The primary aim of the study was to assess the validity of the ISAAC core questions on rhinitis in a population of Swiss school children by comparing them to skin prick test results. Second, the positive predictive value in detecting atopy among children with rhinitis symptoms was determined. Third, agreement between parental reports of hay fever and rhinitis symptoms was evaluated, since earlier Swiss prevalence surveys had exclusively relied on reported hay fever.
Material and methods: Two thousand nine hundred and fifty-four (81.2%) parents of 7, 10 and 14-year old children filled in an exhaustive questionnaire which included the ISAAC core questions on rhinitis. Two thousand one hundred and twenty children also underwent skin prick testing against six common aeroallergens (grass mixture, birch, mugwort, D. pteronyssinus, cat and dog dander). The analysis is restricted to children with both questionnaire data and skin prick test results.
Results: Sensitization to any allergen was most strongly associated with reported hay fever (OR = 5.7, 95% CI 4.4-7.4), nose problems accompanied by itchy-watery eyes (OR = 4.4, 95% CI: 3.3-5.7), symptoms occurring only during pollen season (March through September) (OR = 4.9, 95% CI: 3.6-6.5) and a combination of these latter two symptoms (OR = 5.8, 95% CI: 4.1-8.1). The association was stronger for a sensitization to outdoor allergens than for indoor allergens. The specificity of the various questions was high, ranging from 77.5% to 97.6%, but the sensitivity was low (2.6% to 42.7%). The positive predictive value for atopy among children with symptoms was 63% for sneezing accompanied by itchy-watery eyes, 67% for symptoms occurring only during the pollen season and 70% for reported hay fever. However, agreement between reported rhinitis symptoms and hay fever was only moderate. About one third of the children with symptoms indicative of seasonal rhinitis did not report the label "hay fever".
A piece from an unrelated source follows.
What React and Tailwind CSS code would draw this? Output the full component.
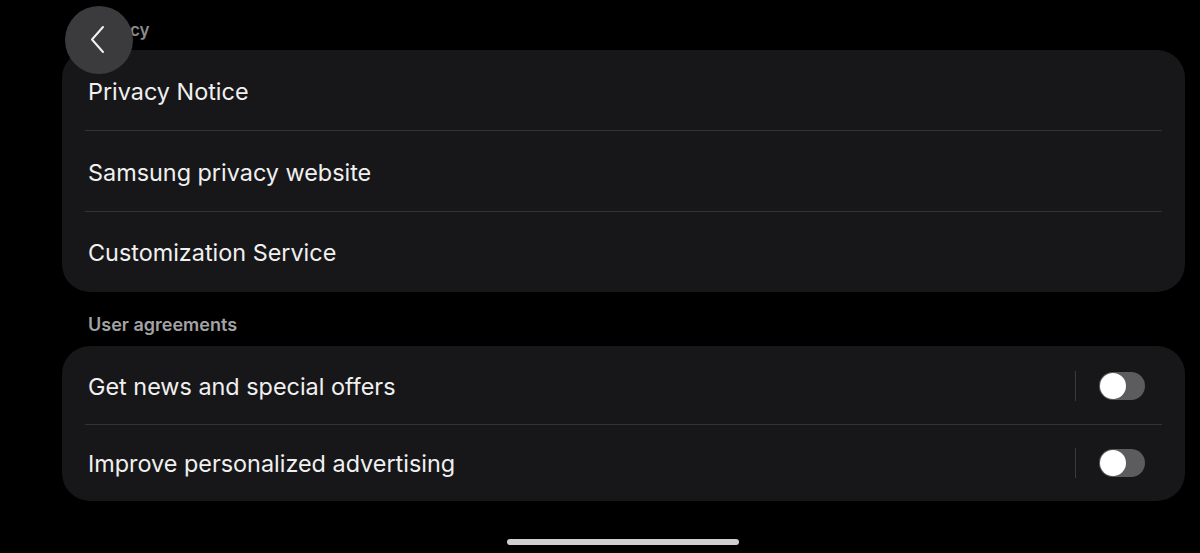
const font = { fontFamily: 'Inter, Roboto, "Noto Sans", sans-serif' }

const Row = ({ label, divider, toggle }) => (
  <div className="relative flex items-center h-full pl-[26px] pr-[40px]">
    <span className="text-[23.4px] text-[#f0f0f0] flex-1 pt-[2px]">{label}</span>
    {toggle && (
      <div className="flex items-center">
        <div className="w-px h-[30px] bg-[#3a3a3c] mr-[23px]" />
        <div className="w-[46px] h-[28px] rounded-full bg-[#5c5c5e] flex items-center px-[1px]">
          <div className="w-[26px] h-[26px] rounded-full bg-white" />
        </div>
      </div>
    )}
    {divider && <div className="absolute left-[23px] right-[23px] bottom-0 h-px bg-[#333336]" />}
  </div>
)

export default function App() {
  return (
    <div style={font} className="relative w-[1200px] h-[553px] bg-black overflow-hidden">
      <div className="pl-[62px] pr-[15px]">
        <div className="h-[50px] pl-[26px] pt-[19px] text-[17px] font-semibold text-[#8a8a8c] leading-[22px]">Privacy</div>
        <div className="bg-[#171719] rounded-[28px] grid grid-rows-[81px_81px_80px]">
          <Row label="Privacy Notice" divider />
          <Row label="Samsung privacy website" divider />
          <Row label="Customization Service" />
        </div>
        <div className="h-[54px] pl-[26px] pt-[22px] text-[18px] font-semibold text-[#a3a3a5] leading-[22px]">User agreements</div>
        <div className="bg-[#171719] rounded-[28px] grid grid-rows-[79px_76px]">
          <Row label="Get news and special offers" divider toggle />
          <Row label="Improve personalized advertising" toggle />
        </div>
      </div>

      {/* back button floating over header */}
      <button className="absolute left-[65px] top-[6px] w-[68px] h-[68px] rounded-full bg-[#3b3b3d] flex items-center justify-center">
        <svg width="24" height="30" viewBox="0 0 24 30" fill="none">
          <path d="M16 2 L5 14.5 L16 27" stroke="#f2f2f2" strokeWidth="2" strokeLinecap="round" strokeLinejoin="round" />
        </svg>
      </button>

      {/* home indicator */}
      <div className="absolute left-[507px] top-[539px] w-[232px] h-[6px] rounded-full bg-[#cfcfcf]" />
    </div>
  )
}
Conclusions: We conclude from our analyses that the ISAAC core questions on rhinitis are highly specific and therefore useful in excluding atopy. In addition they have a high positive predictive value in detecting atopy among children with symptoms, but they are not helpful for detecting atopy in a general population of children (low sensitivity). To monitor time trends in the prevalence of allergic rhinitis in Switzerland, questions on rhinitis symptoms as well as on the diagnostic label "hay fever" have to be included in a questionnaire because they contain complementary information since under-diagnosis of allergic rhinitis is common.